At the precise moment I was supposed to be in River Island (according to the Measure) I was instead on a river, poking affectionate fun at an extremely small island (it was my insecurity that made me do it). A far better use of time, we can all agree – especially when you see the pair of shoes I would otherwise have been buying. For £85. Why?

I’d decided canoes and cameras probably weren’t happy bedfellows so no photos exist of my rivergoing unfashionableness. Even for someone who publishes large amounts of awful photos of themselves on a daily basis, this is a great relief.

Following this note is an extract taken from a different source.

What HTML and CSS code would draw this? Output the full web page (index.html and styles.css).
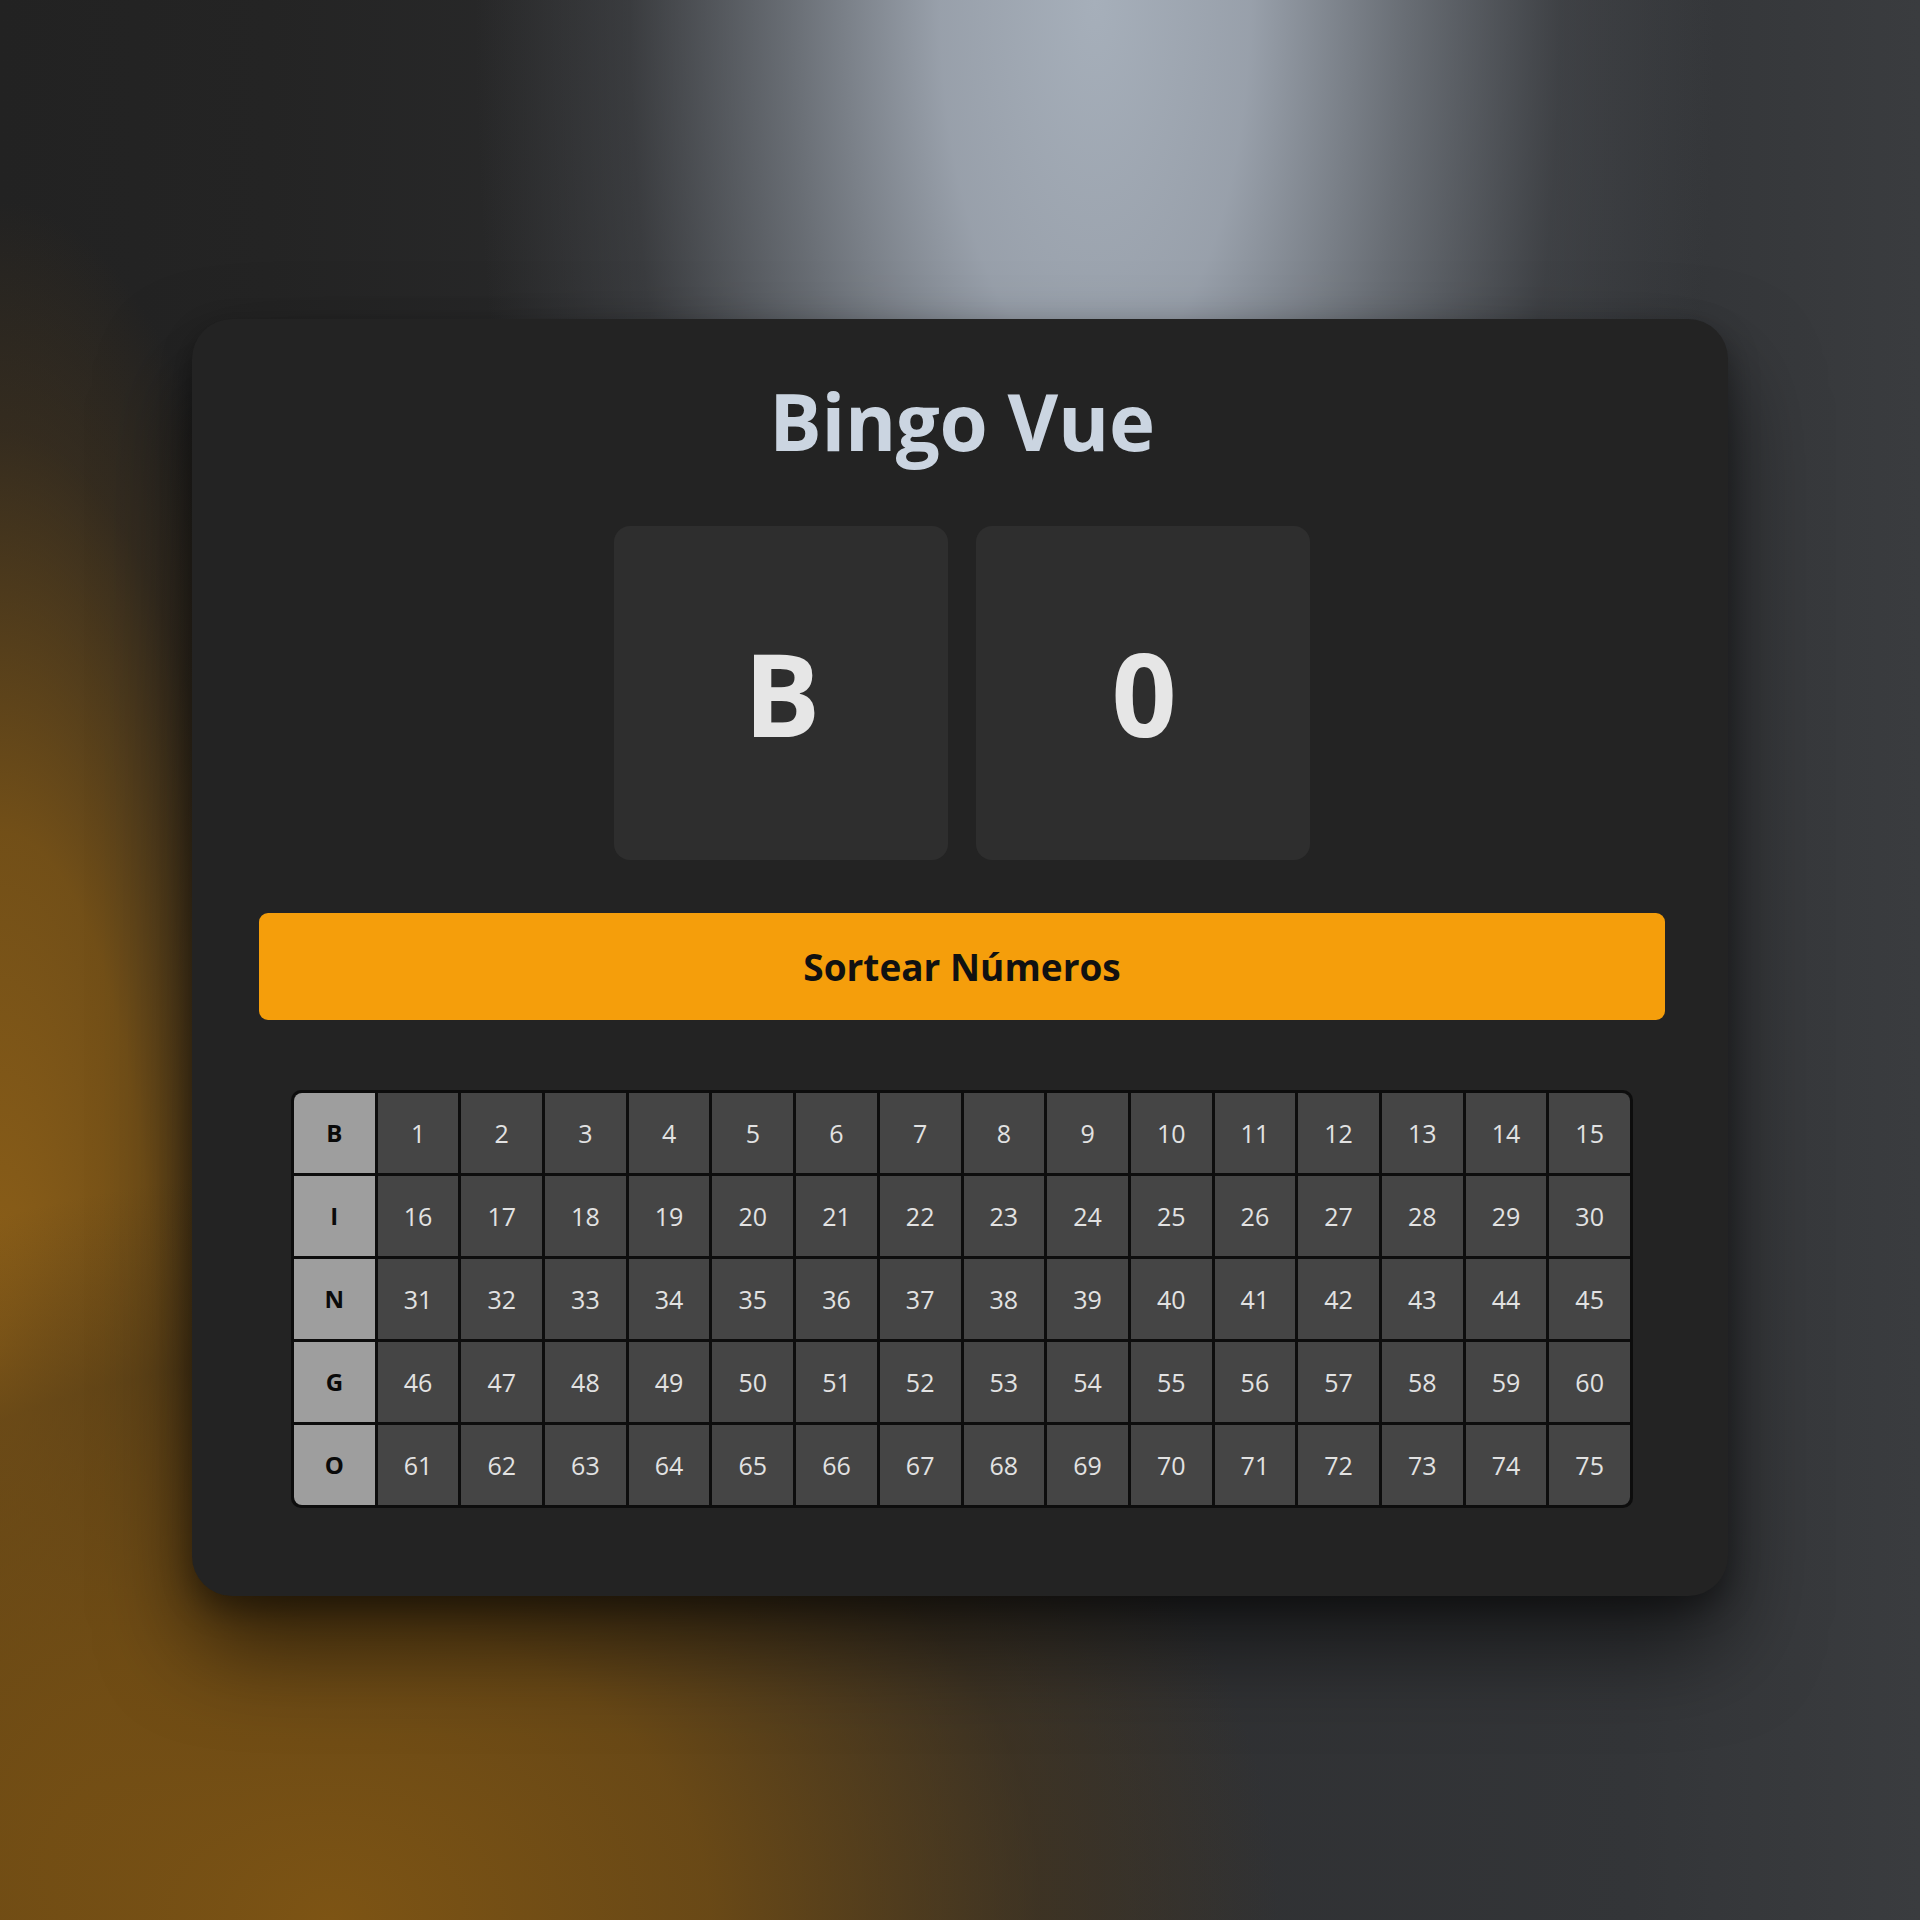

On arriving back to London I got back to my rightful duties and cooked up an enormous bowl of potato salad à la Fearnley-Whittingstall for me and my mate Charlie. I used more potatoes and more bacon than the recipe called for and yet we still polished off the entire thing, plus a family sized bottle of chocolate milk each. It was a bit sick but very enjoyable really. Coincidentally we also watched Easy Rider, which is (very nearly) the name of the fashion shoot this week, so in some roundabout way I feel I’ve achieved a degree of success. You may think otherwise. Here’s the evidence.

New potato salad

New potato salad

Huge potato salad

Huge potato salad

Today I woke up early and attempted the shorts/mac/belt ensemble dictated to me by my papery friend. Unfortunately, despite all the miles I’ve clocked up running around London and paddling around Suffolk, there’s no escaping the fact that I enjoy a pint of Stowford Press and a good yorkie more than the next lass. The shorts I was wearing last summer do fit me again, but that’s where the relationship ends. After staring at today’s fashion for a further ten minutes with my mouth open, I realised I was about to be late for work again, put a frock on and ran for the door.

Easy riders

Easy riders

Easy on the ciders

Easy on the ciders

Conclusions:

  • Canoeing is the don of exercise, and River Stour Boating are the dons of canoeing. A weekend to be recommended.
  • I’d rather have the cider than the shorts anyway, so that’s OK.